Canada opened first round group play beating hosts Italy 4-1 and then beat Austria 6-1, narrowly edged Germany 3-2, blew out Great Britain 8-2 and knocked off rivals Russia 3-1 to claim the top spot in Group 1. Their reward was a mediocre Czech Republic, fourth in Group 2, whom they defeated in the quarterfinals 3-2 on a goal by Corson with just 2:34 left in the game.
They then shocked Sweden in the semifinals, thanks to a hat trick by Robitaille and four assists by Thomas, 6-0 to advance to face Finland (6-0-1), for the gold medal.
In a close fought game, the two teams played the first two periods evenly and scoreless. In the third period, Finland held a wide margin in shots and it eventually paid off when Esa Keskinen scored to put the Finns up 1-0. Finally, with less than five minutes to play, Brind'Amour scored on the power play to even the score at 1-1. The remainder of regulation and a ten minute overtime passed by scoreless, sending Canada into an all-to-familiar shootout with gold on the line.
The format called for each team to shoot five times and both Robitallie and Sakic scored for Canada, but Jari Kurri and Mikko Mäkelä countered for Finland, sending the shootout into a sudden death of it's own.
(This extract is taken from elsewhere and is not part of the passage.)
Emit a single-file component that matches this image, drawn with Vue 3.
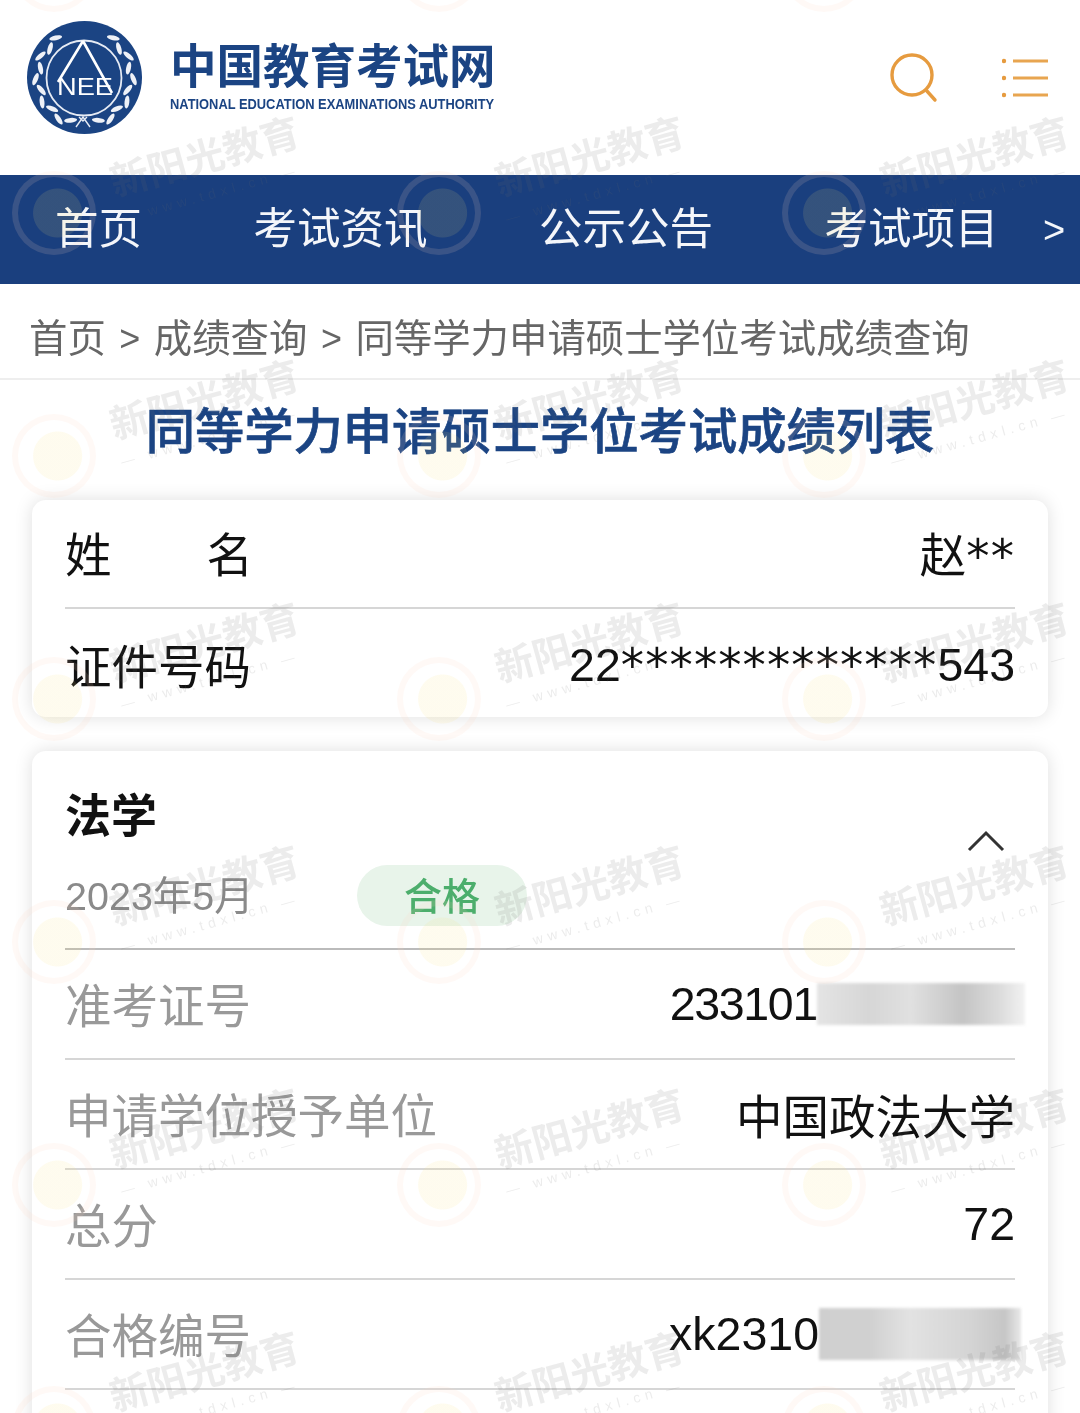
<template>
  <div class="page">
    <header class="top">
      <div class="brand">
        <svg class="logo" viewBox="0 0 115 113">
          <ellipse cx="57.5" cy="56.5" rx="57.5" ry="56.5" fill="#1b4483" />
          <circle cx="57" cy="57" r="37.5" fill="none" stroke="#e6ebf4" stroke-width="1.8" />
          <path d="M56 20 L31 61 M56 20 L85 72" fill="none" stroke="#fff" stroke-width="2.6" />
          <text x="58" y="74" class="nee" text-anchor="middle" textLength="56" lengthAdjust="spacingAndGlyphs">NEE</text>
          <path d="M49 106 L56 96 L63 106 M52 96 L56 100 L60 96" fill="none" stroke="#e6ebf4" stroke-width="1.4" />
          <ellipse
            v-for="(l, i) in leaves"
            :key="i"
            :cx="l.x"
            :cy="l.y"
            rx="6.5"
            ry="2.4"
            fill="#eef1f7"
            :transform="`rotate(${l.r} ${l.x} ${l.y})`"
          />
        </svg>
        <div class="brand-text">
          <div class="brand-cn">中国教育考试网</div>
          <div class="brand-en">NATIONAL EDUCATION EXAMINATIONS AUTHORITY</div>
        </div>
      </div>
      <div class="top-icons">
        <svg class="ico-search" viewBox="0 0 48 50">
          <circle cx="22" cy="22" r="20" fill="none" stroke="#e69b3f" stroke-width="3.4" />
          <path d="M36 37 L45 47" fill="none" stroke="#e69b3f" stroke-width="3.4" stroke-linecap="round" />
        </svg>
        <svg class="ico-menu" viewBox="0 0 46 40">
          <g fill="#e69b3f">
            <circle cx="2" cy="3" r="2.2" />
            <circle cx="2" cy="20" r="2.2" />
            <circle cx="2" cy="37" r="2.2" />
          </g>
          <path d="M11 3 H46 M11 20 H46 M11 37 H46" stroke="#e8a550" stroke-width="3" fill="none" />
        </svg>
      </div>
    </header>

    <nav class="nav">
      <span v-for="n in navItems" :key="n">{{ n }}</span>
      <span class="nav-more">&gt;</span>
    </nav>

    <div class="crumbs">
      <span>首页</span>
      <span class="sep">&gt;</span>
      <span>成绩查询</span>
      <span class="sep">&gt;</span>
      <span>同等学力申请硕士学位考试成绩查询</span>
    </div>

    <h1 class="title">同等学力申请硕士学位考试成绩列表</h1>

    <section class="card">
      <div class="row dark">
        <span class="name-label cn"><i>姓</i><i>名</i></span>
        <span class="cn">赵<b class="stars">**</b></span>
      </div>
      <div class="row dark last">
        <span>证件号码</span>
        <span class="latin">22<b class="stars">*************</b>543</span>
      </div>
    </section>

    <section class="card second">
      <div class="head">
        <div>
          <div class="subject">法学</div>
          <div class="meta">
            <span class="date">2023年5月</span>
            <span class="pill">合格</span>
          </div>
        </div>
        <svg class="chevron" viewBox="0 0 38 22">
          <path d="M2 20 L19 3 L36 20" fill="none" stroke="#333" stroke-width="3" />
        </svg>
      </div>
      <div class="row">
        <span class="label">准考证号</span>
        <span class="value tight">233101<i class="mask mask-a"></i></span>
      </div>
      <div class="row">
        <span class="label">申请学位授予单位</span>
        <span class="value cn-value">中国政法大学</span>
      </div>
      <div class="row">
        <span class="label">总分</span>
        <span class="value">72</span>
      </div>
      <div class="row">
        <span class="label">合格编号</span>
        <span class="value">xk2310<i class="mask mask-b"></i></span>
      </div>
    </section>

    <div class="watermarks">
      <div v-for="i in 21" :key="i" class="tile">
        <div class="ring"></div>
        <template v-if="i > 3">
          <div class="wm-text">新阳光教育</div>
          <div class="wm-url">— www.tdxl.cn —</div>
        </template>
      </div>
    </div>
  </div>
</template>

<script setup>
const navItems = ['首页', '考试资讯', '公示公告', '考试项目']

// 徽标两侧的麦穗，内外两排交替
const leaves = []
for (let a = 126; a <= 252; a += 14) {
  const rad = (a * Math.PI) / 180
  const odd = Math.round((a - 126) / 14) % 2 === 1
  const radius = odd ? 45 : 49
  const tilt = odd ? -24 : 24
  const x = 57.5 + radius * Math.cos(rad)
  const y = 56.5 - radius * Math.sin(rad)
  const r = -(a + 90) + tilt
  leaves.push({ x, y, r })
  leaves.push({ x: 115 - x, y, r: -r })
}
</script>

<style>
html,
body {
  background: #fff;
}
</style>

<style scoped>
.page {
  position: relative;
  width: 1080px;
  height: 1413px;
  overflow: hidden;
  background: #fff;
  font-family: "Liberation Sans", "Noto Sans CJK SC", sans-serif;
  filter: blur(0.5px);
}

.top {
  height: 175px;
  box-sizing: border-box;
  padding: 21px 32px 0 27px;
  display: flex;
  justify-content: space-between;
}
.brand {
  display: flex;
  gap: 28px;
}
.logo {
  width: 115px;
  height: 113px;
}
.nee {
  font: 400 23px "Liberation Sans", sans-serif;
  fill: #fff;
}
.brand-cn {
  margin-top: 21px;
  font-size: 46.5px;
  line-height: 50px;
  font-weight: 700;
  color: #1b4483;
  width: 326px;
  white-space: nowrap;
}
.brand-en {
  margin-top: 4px;
  font-size: 14px;
  line-height: 16px;
  font-weight: 700;
  color: #1b4483;
  white-space: nowrap;
  transform: scaleX(0.92);
  transform-origin: left center;
}
.top-icons {
  display: flex;
  gap: 64px;
  padding-top: 32px;
}
.ico-search {
  width: 48px;
  height: 50px;
}
.ico-menu {
  width: 46px;
  height: 40px;
  margin-top: 5px;
}

.nav {
  height: 109px;
  padding-left: 55px;
  display: flex;
  align-items: center;
  gap: 111.5px;
  background: #1a3f7e;
  color: #f4f6fa;
  font-size: 43.5px;
  line-height: 1;
  white-space: nowrap;
}
.nav-more {
  margin-left: -67px;
  font-size: 38px;
}

.crumbs {
  height: 96px;
  box-sizing: border-box;
  padding: 8px 0 0 29px;
  border-bottom: 2px solid #eee;
  display: flex;
  align-items: center;
  gap: 13.5px;
  font-size: 38.4px;
  color: #666;
  white-space: nowrap;
}
.sep {
  padding-top: 8px;
  font-size: 36px;
}

.title {
  margin: 0;
  height: 120px;
  box-sizing: border-box;
  padding-top: 17px;
  font-size: 49.3px;
  line-height: 70px;
  font-weight: 500;
  text-align: center;
  color: #1b4483;
  white-space: nowrap;
  -webkit-text-stroke: 0.7px #1b4483;
}

.card {
  margin: 0 32px;
  border-radius: 14px;
  background: #fff;
  box-shadow: 0 0 18px rgba(0, 0, 0, 0.13);
}
.second {
  margin-top: 34px;
  height: 700px;
}

.row {
  height: 110px;
  box-sizing: border-box;
  margin: 0 33px;
  border-bottom: 2px solid #d6d6d6;
  display: flex;
  align-items: center;
  justify-content: space-between;
  font-size: 46.5px;
  white-space: nowrap;
}
.row.dark {
  height: 109px;
  color: #111;
}
.row.last {
  border-bottom: none;
  height: 108px;
}
.cn {
  padding-bottom: 4px;
}
.latin {
  padding-top: 4px;
}
.stars {
  font-family: "DejaVu Sans", sans-serif;
  font-weight: 400;
  letter-spacing: 1.1px;
}
.name-label {
  display: flex;
  gap: 95px;
}
.name-label i {
  font-style: normal;
}
.label {
  padding-bottom: 4px;
  color: #999;
}
.value {
  color: #111;
  display: flex;
  align-items: center;
}
.tight {
  letter-spacing: -1.3px;
}
.cn-value {
  padding-bottom: 2px;
}

.head {
  height: 199px;
  box-sizing: border-box;
  margin: 0 33px;
  padding: 40px 10px 0 0;
  border-bottom: 2px solid #bbb;
  display: flex;
  justify-content: space-between;
}
.subject {
  font-size: 46px;
  line-height: 50px;
  font-weight: 700;
  color: #111;
}
.meta {
  margin-top: 23px;
  display: flex;
  align-items: center;
  gap: 105px;
}
.date {
  width: 187px;
  white-space: nowrap;
  padding-bottom: 6px;
  font-size: 39.5px;
  color: #8a8a8a;
}
.pill {
  width: 170px;
  height: 61px;
  box-sizing: border-box;
  padding-bottom: 5px;
  border-radius: 31px;
  background: #e8f4ea;
  color: #4cae6c;
  font-size: 38px;
  font-weight: 500;
  display: flex;
  align-items: center;
  justify-content: center;
}
.chevron {
  width: 38px;
  height: 22px;
  margin-top: 39px;
}

.mask {
  display: block;
  width: 208px;
  margin-right: -10px;
  filter: blur(1.5px);
}
.mask-a {
  height: 42px;
  background: linear-gradient(90deg, #e4e4e4, #d6d6d6 25%, #e0e0e0 45%, #c4c4c4 70%, #dcdcdc 88%, #f2f2f2);
}
.mask-b {
  width: 202px;
  height: 52px;
  margin-right: -6px;
  background: linear-gradient(90deg, #cfcfcf, #d0d0d0 25%, #e2e2e2 45%, #d4d4d4 75%, #c6c6c6 92%, #e8e8e8);
}

.watermarks {
  position: absolute;
  left: 0;
  top: -188px;
  width: 1155px;
  display: grid;
  grid-template-columns: repeat(3, 385px);
  grid-auto-rows: 243px;
  pointer-events: none;
}
.tile {
  position: relative;
}
.ring {
  position: absolute;
  left: 12px;
  top: 116px;
  width: 84px;
  height: 84px;
  box-sizing: border-box;
  border-radius: 50%;
  border: 6px solid rgba(255, 215, 190, 0.14);
  background: radial-gradient(circle at 55% 50%, rgba(250, 225, 120, 0.12) 0 24px, transparent 25px);
}
.wm-text {
  position: absolute;
  left: 105px;
  top: 78px;
  width: 200px;
  font-size: 39px;
  line-height: 50px;
  font-weight: 700;
  text-align: center;
  white-space: nowrap;
  color: rgba(110, 110, 110, 0.13);
  transform: rotate(-15.5deg);
}
.wm-url {
  position: absolute;
  left: 100px;
  top: 130px;
  width: 220px;
  font-size: 14px;
  letter-spacing: 5px;
  line-height: 18px;
  text-align: center;
  white-space: nowrap;
  color: rgba(110, 110, 110, 0.13);
  transform: rotate(-15.5deg);
}
</style>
Robitaille was chosen to shoot again and skated in on Finnish goaltender Jarmo Myllys, but momentarily lost control of the puck. Fortunately for Canada, he regained possession and proceeded to brilliantly deke Myllys to score the go-ahead goal for the Canadians. When Ranford stopped Mika Nieminen on Finland's final try, Canada had finally won it's 20th World Championship gold medal after 33 years of waiting.
Today's featured jersey is a Reebok 1994 Team Canada Joe Sakic jersey as worn in the 1994 World Championships in Milan, Italy.
Sakic would play for Canada nine times during his career, winning gold at every level, including the World Juniors in 1988, the World Championships in 1994, the Olympics in 2002 and the World Cup in 2004. He would also add silver medals to his collection at the 1991 World Championships and the 1996 World Cup of Hockey.
This 1994 jersey sports large Reebok logos on the shoulders, but was manufactured by Tackla, using their distinctive dye-sublimation and drop shadowed block font for the numbers.
Today's video section features a great find, rare footage of the 1994 gold medal final of the World Championships between Canada and Finland. The first five rounds of the shootout are edited pretty tight, so don't blink. Following the game highlights are interviews with many of the players.
Dasherboard: The 2010 IIHF World Championships opened yesterday with a world record, and upset and a surprise.
The world record was the 77,803 fans who filled the Veltins Arena in the opening game of the tournament. The upset was #12 ranked Germany, who by all rights should be down in Division I this year, defeating the #5 ranked United States 2-1 just 21 seconds into overtime on a reviewed shot that went in off a skate. It was the first time Germany had defeated the United States at the World Championships since 1993.
The surprise came in the form of the gold jerseys worn unexpectedly by Germany for the occasion. They appear to have had a commemorative patch on the lower left hip, likely indicating these jerseys were a special one time only affair.